▶ [Task goal]
Check each line of the data below for the word "this", then extract the ones that have it.

━━━ Listed entries

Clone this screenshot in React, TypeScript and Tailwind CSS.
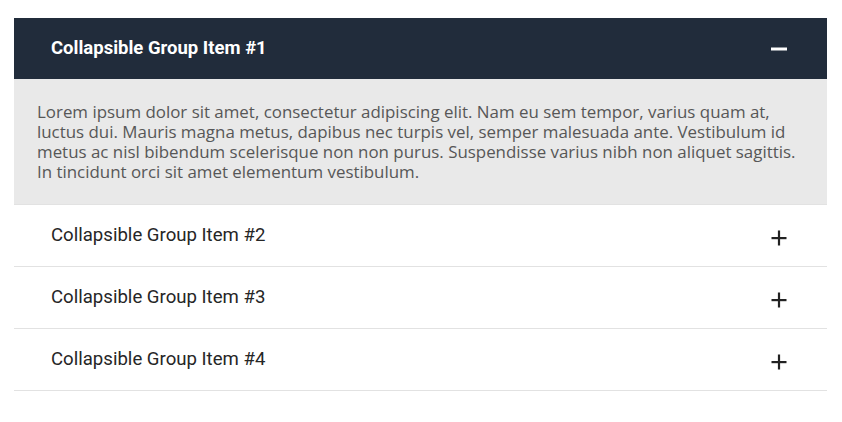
import React from "react";

function Minus() {
  return (
    <svg width="16" height="16" viewBox="0 0 16 16" className="block">
      <rect x="0" y="6.5" width="16" height="3" fill="#ffffff" />
    </svg>
  );
}

function Plus() {
  return (
    <svg width="16" height="16" viewBox="0 0 16 16" className="block">
      <rect x="0.5" y="7" width="15" height="2.2" fill="#222222" />
      <rect x="6.9" y="0.5" width="2.2" height="15" fill="#222222" />
    </svg>
  );
}

export default function App() {
  const items = ["Collapsible Group Item #2", "Collapsible Group Item #3", "Collapsible Group Item #4"];
  return (
    <div className="w-[842px] h-[422px] bg-white pt-[18px] px-[14px]" style={{ fontFamily: "Roboto, 'Liberation Sans', sans-serif" }}>
      <div className="w-[813px]">
        <div className="h-[61px] bg-[#212c3b] flex items-center justify-between pl-[37px] pr-[40px]">
          <span className="text-white text-[18.5px] font-bold leading-none">Collapsible Group Item #1</span>
          <Minus />
        </div>
        <div
          className="bg-[#e9e9e9] pl-[23px] pr-[10px] pt-[23px] pb-[22px] text-[16.9px] leading-[20px] text-[#575757] border-b border-[#e2e2e2]"
          style={{ fontFamily: "'Open Sans', 'Noto Sans', sans-serif" }}
        >
          Lorem ipsum dolor sit amet, consectetur adipiscing elit. Nam eu sem tempor, varius quam at,
          <br />
          luctus dui. Mauris magna metus, dapibus nec turpis vel, semper malesuada ante. Vestibulum id
          <br />
          metus ac nisl bibendum scelerisque non non purus. Suspendisse varius nibh non aliquet sagittis.
          <br />
          In tincidunt orci sit amet elementum vestibulum.
        </div>
        {items.map((t) => (
          <div key={t} className="h-[62px] border-b border-[#e2e2e2] flex items-center justify-between pl-[37px] pr-[40px]">
            <span className="text-[#262626] text-[18.6px] font-normal leading-none">{t}</span>
            <span className="mt-[4px]"><Plus /></span>
          </div>
        ))}
      </div>
    </div>
  );
}
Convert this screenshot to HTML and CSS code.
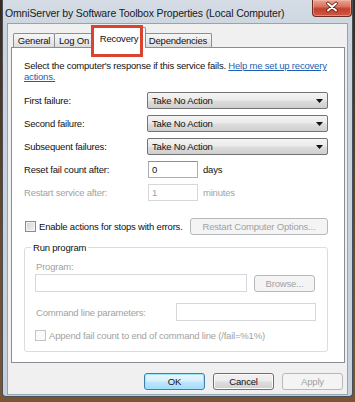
FILE: index.html
```html
<!DOCTYPE html>
<html>
<head>
<meta charset="utf-8">
<link rel="stylesheet" href="styles.css">
</head>
<body>
<div class="desk">
  <div class="window">
    <div class="titlebar">
      <span class="title">OmniServer by Software Toolbox Properties (Local Computer)</span>
      <div class="close">
        <svg width="40" height="17" viewBox="0 0 40 17">
          <path d="M16 4.5 L24 11.5 M24 4.5 L16 11.5" stroke="#5a1c12" stroke-width="3.6" stroke-linecap="round"/>
          <path d="M16 4.5 L24 11.5 M24 4.5 L16 11.5" stroke="#ffffff" stroke-width="2" stroke-linecap="round"/>
        </svg>
      </div>
    </div>
    <div class="client">
      <div class="tabs">
        <div class="tab t-general">General</div>
        <div class="tab t-logon">Log On</div>
        <div class="tab tab-sel t-recovery">Recovery</div>
        <div class="tab t-deps">Dependencies</div>
        <div class="mark"></div>
      </div>
      <div class="panel">
        <p class="intro">Select the computer's response if this service fails. <a class="link">Help me set up recovery</a><br><a class="link">actions.</a></p>
        <div class="grid">
          <span class="lbl">First failure:</span>
          <div class="combo"><span>Take No Action</span><svg width="7" height="4" viewBox="0 0 7 4"><path d="M0 0H7L3.5 4Z" fill="#111"/></svg></div>
          <span class="lbl">Second failure:</span>
          <div class="combo"><span>Take No Action</span><svg width="7" height="4" viewBox="0 0 7 4"><path d="M0 0H7L3.5 4Z" fill="#111"/></svg></div>
          <span class="lbl">Subsequent failures:</span>
          <div class="combo"><span>Take No Action</span><svg width="7" height="4" viewBox="0 0 7 4"><path d="M0 0H7L3.5 4Z" fill="#111"/></svg></div>
          <span class="lbl">Reset fail count after:</span>
          <div class="inrow"><div class="edit small">0</div><span class="unit">days</span></div>
          <span class="lbl dis">Restart service after:</span>
          <div class="inrow"><div class="edit small disabled">1</div><span class="unit dis">minutes</span></div>
        </div>
        <div class="checkrow">
          <div class="cbwrap"><span class="cb"></span><span>Enable actions for stops with errors.</span></div>
          <div class="btn disabled wide">Restart Computer Options...</div>
        </div>
        <fieldset class="group">
          <legend>Run program</legend>
          <div class="dis plabel">Program:</div>
          <div class="prow">
            <div class="edit disabled prog"></div>
            <div class="btn disabled browse">Browse...</div>
          </div>
          <div class="crow">
            <span class="dis clabel">Command line parameters:</span>
            <div class="edit disabled cmd"></div>
          </div>
          <div class="arow">
            <span class="cb cb-dis"></span><span class="dis">Append fail count to end of command line (/fail=%1%)</span>
          </div>
        </fieldset>
      </div>
      <div class="buttons">
        <div class="btn default">OK</div>
        <div class="btn">Cancel</div>
        <div class="btn disabled">Apply</div>
      </div>
    </div>
  </div>
</div>
</body>
</html>
```
FILE: styles.css
```css
* { box-sizing: border-box; }
html, body { margin: 0; padding: 0; }
body {
  width: 355px;
  height: 402px;
  overflow: hidden;
  background: linear-gradient(180deg, #3a2a1c 0%, #6b4a2d 60%, #7a5533 100%);
  font-family: "Liberation Sans", Arial, sans-serif;
  font-size: 9.5px;
  letter-spacing: -0.2px;
  color: #111111;
}
.desk {
  padding: 0 2px 5px 2px;
}
.window {
  width: 351px;
  height: 397px;
  background: linear-gradient(180deg, #d5dce5 0%, #ccd5df 30px, #c8d1db 100%);
  border: 1px solid #46505c;
  border-top: none;
  border-radius: 0 0 4px 4px;
  display: flex;
  flex-direction: column;
}
.titlebar {
  height: 23px;
  display: flex;
  justify-content: space-between;
  align-items: flex-start;
  padding-left: 2px;
}
.title {
  margin-top: 6px;
  font-size: 10.5px;
  letter-spacing: -0.15px;
  line-height: 14px;
  color: #1a1a1a;
}
.close {
  width: 40px;
  height: 17px;
  border: 1px solid #6e2c22;
  border-top: none;
  border-radius: 0 0 4px 4px;
  background: linear-gradient(180deg, #e8a794 0%, #d8735f 40%, #c4402c 55%, #cf5a44 100%);
  box-shadow: inset 0 0 0 1px rgba(255,200,180,0.45);
}
.close svg { display: block; margin: -1px 0 0 -1px; }
.client {
  margin: 0 4px;
  height: 372px;
  background: #f0f0f0;
  border: 1px solid #98a3b0;
  padding: 0 2px 0 3px;
}
.tabs {
  position: relative;
  z-index: 2;
  display: flex;
  align-items: flex-end;
  margin-top: 3px;
  margin-bottom: -1px;
  padding-left: 2px;
  height: 21px;
}
.tab {
  height: 14px;
  margin-bottom: 1px;
  border: 1px solid #8c8e94;
  border-bottom: none;
  border-radius: 2px 2px 0 0;
  background: linear-gradient(180deg, #f6f6f6 0%, #ececec 50%, #dcdcdc 100%);
  text-align: center;
  line-height: 13px;
  color: #111111;
}
.t-general { width: 42px; }
.t-logon { width: 40px; margin-left: -1px; }
.t-recovery { width: 54px; margin-left: -2px; }
.t-deps { width: 68px; margin-left: -2px; }
.tab-sel {
  position: relative;
  z-index: 3;
  height: 21px;
  margin-bottom: 0;
  background: #ffffff;
  padding-top: 4px;
  line-height: 13px;
}
.mark {
  position: absolute;
  left: 80px;
  top: -2px;
  width: 52px;
  height: 32px;
  border: 3px solid #d9432f;
  z-index: 5;
}
.panel {
  position: relative;
  z-index: 1;
  height: 316px;
  background: #ffffff;
  border: 1px solid #898c95;
  padding: 12px 16px 0 12px;
}
.intro {
  margin: 0;
  line-height: 11px;
}
.link {
  color: #1a5fb4;
  text-decoration: underline;
}
.grid {
  margin-top: 10px;
  display: grid;
  grid-template-columns: 123px 181px;
  grid-auto-rows: 17px;
  row-gap: 6px;
  align-items: center;
}
.lbl { line-height: 11px; }
.dis { color: #a2a2a2; }
.combo {
  height: 17px;
  border: 1px solid #737373;
  border-radius: 2px;
  background: linear-gradient(180deg, #f4f4f4 0%, #ebebeb 45%, #dcdcdc 55%, #cfcfcf 100%);
  display: flex;
  align-items: center;
  justify-content: space-between;
  padding: 0 4px 0 4px;
  line-height: 11px;
}
.combo svg { display: block; }
.inrow {
  display: flex;
  align-items: center;
  height: 17px;
}
.edit {
  height: 17px;
  border: 1px solid #abadb3;
  border-top-color: #8e9096;
  background: #fff;
  padding: 0 3px;
  line-height: 15px;
}
.edit.disabled {
  border-color: #d6d8dc;
  color: #a2a2a2;
}
.small { width: 50px; margin-left: 1px; }
.unit { margin-left: 5px; line-height: 11px; }
.checkrow {
  margin-top: 17px;
  height: 17px;
  display: flex;
  align-items: center;
  justify-content: space-between;
}
.cbwrap {
  display: flex;
  align-items: center;
  gap: 3px;
  padding-left: 1px;
  line-height: 11px;
}
.cb {
  display: inline-block;
  width: 11px;
  height: 11px;
  border: 1px solid #8a8a8a;
  background: linear-gradient(135deg, #cfcfcf 0%, #e6e6e6 60%, #f4f4f4 100%);
  box-shadow: inset 0 0 0 1px #f4f4f4;
}
.cb-dis {
  border-color: #c4c4c4;
  background: #fafafa;
  box-shadow: none;
}
.btn {
  width: 61px;
  height: 17px;
  border: 1px solid #707070;
  border-radius: 3px;
  background: linear-gradient(180deg, #f2f2f2 0%, #ebebeb 45%, #dddddd 55%, #cfcfcf 100%);
  box-shadow: inset 0 0 0 1px #fbfbfb;
  text-align: center;
  line-height: 15px;
  color: #111111;
}
.btn.disabled {
  border-color: #b5b9bd;
  background: #f4f4f4;
  box-shadow: none;
  color: #a2a2a2;
}
.btn.wide { width: 138px; }
.btn.default {
  border-color: #3c7fb1;
  background: linear-gradient(180deg, #eaf6fd 0%, #d9f0fc 45%, #bee6fd 55%, #a7d9f5 100%);
  box-shadow: inset 0 0 0 1px #9ee4fb;
}
.group {
  margin: 7px 0 0 0;
  width: 304px;
  border: 1px solid #d8dde2;
  border-radius: 3px;
  padding: 8px 10px 10px 10px;
  min-width: 0;
}
.group legend {
  margin-left: -4px;
  padding: 0 2px;
  line-height: 11px;
}
.plabel { line-height: 11px; padding-left: 1px; }
.prow {
  margin-top: 2px;
  display: flex;
  align-items: center;
  gap: 7px;
}
.prog { width: 212px; height: 18px; }
.browse { height: 17px; }
.crow {
  margin-top: 11px;
  display: flex;
  align-items: center;
}
.clabel { width: 141px; padding-left: 1px; line-height: 11px; }
.cmd { width: 140px; height: 18px; }
.arow {
  margin-top: 8px;
  display: flex;
  align-items: center;
  gap: 3px;
  height: 12px;
  line-height: 11px;
}
.buttons {
  margin-top: 10px;
  display: flex;
  justify-content: flex-end;
  gap: 8px;
  padding-right: 2px;
}
```
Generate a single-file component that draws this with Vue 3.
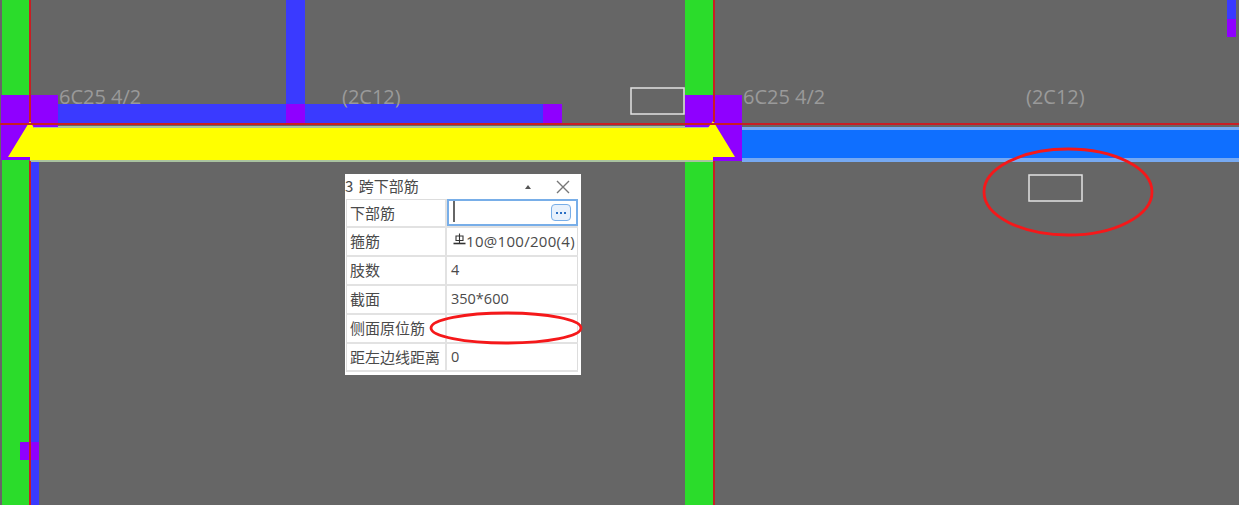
<template>
  <div class="page">
    <svg class="canvas" width="1239" height="505" viewBox="0 0 1239 505">
      <!-- columns -->
      <rect x="2" y="0" width="27" height="505" fill="#2bdc2b" />
      <rect x="685" y="0" width="28" height="505" fill="#2bdc2b" />
      <rect x="30" y="160" width="9" height="345" fill="#3a3aff" />
      <rect x="286" y="0" width="19" height="104" fill="#3a3aff" />
      <rect x="1227" y="0" width="9" height="19" fill="#3a3aff" />
      <rect x="1227" y="19" width="9" height="18" fill="#8f00ff" />
      <rect x="20" y="442" width="19" height="18" fill="#8f00ff" />

      <!-- beams -->
      <rect x="58" y="104" width="485" height="19" fill="#3a3aff" />
      <rect x="286" y="104" width="19" height="19" fill="#8f00ff" />
      <rect x="543" y="104" width="19" height="19" fill="#8f00ff" />
      <rect x="742" y="127" width="497" height="35" fill="#76a9f2" />
      <rect x="742" y="130" width="497" height="28" fill="#0f6fff" />
      <rect x="30" y="126" width="683" height="36" fill="#a9c3a0" />

      <!-- supports -->
      <polygon points="1,95 58,95 58,127 34,127 30,160 1,160" fill="#8f00ff" />
      <polygon points="685,95 742,95 742,161 713,161 713,127 685,127" fill="#8f00ff" />
      <polygon
        points="8,157 30,121 34,128 708,128 713,121 735,157 713,157 713,160 30,160 30,157"
        fill="#ffff00"
      />

      <!-- axis lines -->
      <g class="axes">
        <rect x="0" y="123" width="1239" height="2" />
        <rect x="29" y="0" width="2" height="122" />
        <rect x="29" y="161" width="2" height="344" />
        <rect x="713" y="0" width="2" height="122" />
        <rect x="713" y="161" width="2" height="344" />
      </g>

      <!-- annotations -->
      <text v-for="label in labels" :key="label.x" class="label" :x="label.x" y="104">{{ label.text }}</text>
      <rect x="631" y="88" width="53" height="26" class="input-box" />
      <rect x="1029" y="175" width="53" height="26" class="input-box" />
      <ellipse cx="1068" cy="192" rx="84" ry="43" class="mark" />
    </svg>

    <div class="dialog">
      <div class="dialog-title">
        <span class="dialog-name">3 跨下部筋</span>
        <span class="caret"></span>
        <svg class="close" width="14" height="14" viewBox="0 0 14 14">
          <path d="M1 1 L13 13 M13 1 L1 13" stroke="#777" stroke-width="1.4" fill="none" />
        </svg>
      </div>
      <div class="grid">
        <div v-for="row in rows" :key="row.name" class="row" :style="{ height: row.height + 'px' }">
          <div class="cell name">{{ row.name }}</div>
          <div class="cell value" :class="{ editing: row.editing, wide: row.rebar }">
            <template v-if="row.editing">
              <span class="cursor"></span>
              <span class="more">
                <i></i><i></i><i></i>
              </span>
            </template>
            <template v-else>
              <svg v-if="row.rebar" class="rebar" width="13" height="13" viewBox="0 0 13 13">
                <path d="M6.5 0.5 V10 M3 3 H10 V7.5 H3 Z" stroke="#333" stroke-width="1.1" fill="none" />
                <path d="M0.5 10.5 H12.5" stroke="#333" stroke-width="1.6" fill="none" />
              </svg>
              {{ row.value }}
            </template>
          </div>
        </div>
      </div>
    </div>

    <svg class="overlay" width="170" height="40" viewBox="0 0 170 40">
      <ellipse cx="85" cy="20" rx="75" ry="15" class="mark" />
    </svg>
  </div>
</template>

<script setup>
const labels = [
  { x: 59, text: '6C25 4/2' },
  { x: 342, text: '(2C12)' },
  { x: 743, text: '6C25 4/2' },
  { x: 1026, text: '(2C12)' }
]

const rows = [
  { name: '下部筋', value: '', height: 28, editing: true },
  { name: '箍筋', value: '10@100/200(4)', height: 29, rebar: true },
  { name: '肢数', value: '4', height: 29 },
  { name: '截面', value: '350*600', height: 29 },
  { name: '侧面原位筋', value: '', height: 29 },
  { name: '距左边线距离', value: '0', height: 28 }
]
</script>

<style scoped>
.page {
  position: relative;
  width: 1239px;
  height: 505px;
  overflow: hidden;
  background: #666666;
}

.canvas {
  display: block;
}

.axes rect {
  fill: #c81e24;
}

.label {
  font-family: "Open Sans", "Liberation Sans", sans-serif;
  font-size: 20px;
  fill: #9a9a9a;
}

.input-box {
  fill: none;
  stroke: #e2e2e2;
  stroke-width: 1.5;
}

.mark {
  fill: none;
  stroke: #f5181a;
  stroke-width: 2.8;
}

.dialog {
  position: absolute;
  left: 345px;
  top: 174px;
  width: 236px;
  height: 201px;
  box-sizing: border-box;
  padding-left: 1px;
  background: #fff;
  color: #4a4a4a;
  font-family: "Noto Sans CJK SC", "Noto Sans", sans-serif;
  font-size: 15px;
}

.dialog-title {
  display: flex;
  align-items: center;
  height: 25px;
  margin-left: -1px;
  padding-right: 11px;
}

.dialog-name {
  flex: 1;
  padding-bottom: 2px;
  word-spacing: 2px;
}

.caret {
  width: 0;
  height: 0;
  margin-right: 25px;
  border-left: 3px solid transparent;
  border-right: 3px solid transparent;
  border-bottom: 4px solid #555;
}

.grid {
  width: 231px;
  border-top: 1px solid #ddd;
  border-left: 1px solid #ddd;
}

.row {
  display: grid;
  grid-template-columns: 100px 131px;
  box-sizing: border-box;
  border-bottom: 2px solid #e2e2e2;
}

.cell {
  display: flex;
  align-items: center;
  box-sizing: border-box;
  min-width: 0;
  padding-bottom: 2px;
  white-space: nowrap;
}

.name {
  padding-left: 3px;
  border-right: 2px solid #e2e2e2;
}

.value {
  padding-left: 4px;
  border-right: 1px solid #ddd;
  font-family: "Open Sans", "Noto Sans", sans-serif;
  font-size: 14.5px;
  overflow: hidden;
}

.value.wide {
  font-size: 15px;
  letter-spacing: 0.3px;
}

.value.editing {
  position: relative;
  margin-top: -1px;
  border: 2px solid #78aee8;
}

.cursor {
  width: 2px;
  height: 21px;
  background: #666;
}

.more {
  position: absolute;
  right: 5px;
  top: 3px;
  display: flex;
  align-items: center;
  justify-content: center;
  gap: 2px;
  width: 20px;
  height: 17px;
  box-sizing: border-box;
  border: 1px solid #78aee8;
  border-radius: 4px;
  background: #e8f1fc;
}

.more i {
  width: 2px;
  height: 2px;
  background: #2a6fc4;
}

.rebar {
  flex: none;
  margin-top: -3px;
  margin-left: 2px;
}

.overlay {
  position: absolute;
  left: 421px;
  top: 308px;
}
</style>

<style>
body {
  margin: 0;
}
</style>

━━━━━━

▶ [Solved exercise]
Clone this screenshot in React, TypeScript and Tailwind CSS.
Convert this screenshot to HTML and CSS code.
        <p class="intro">Select the computer's response if this service fails. <a class="link">Help me set up recovery</a><br><a class="link">actions.</a></p>
Generate a single-file component that draws this with Vue 3.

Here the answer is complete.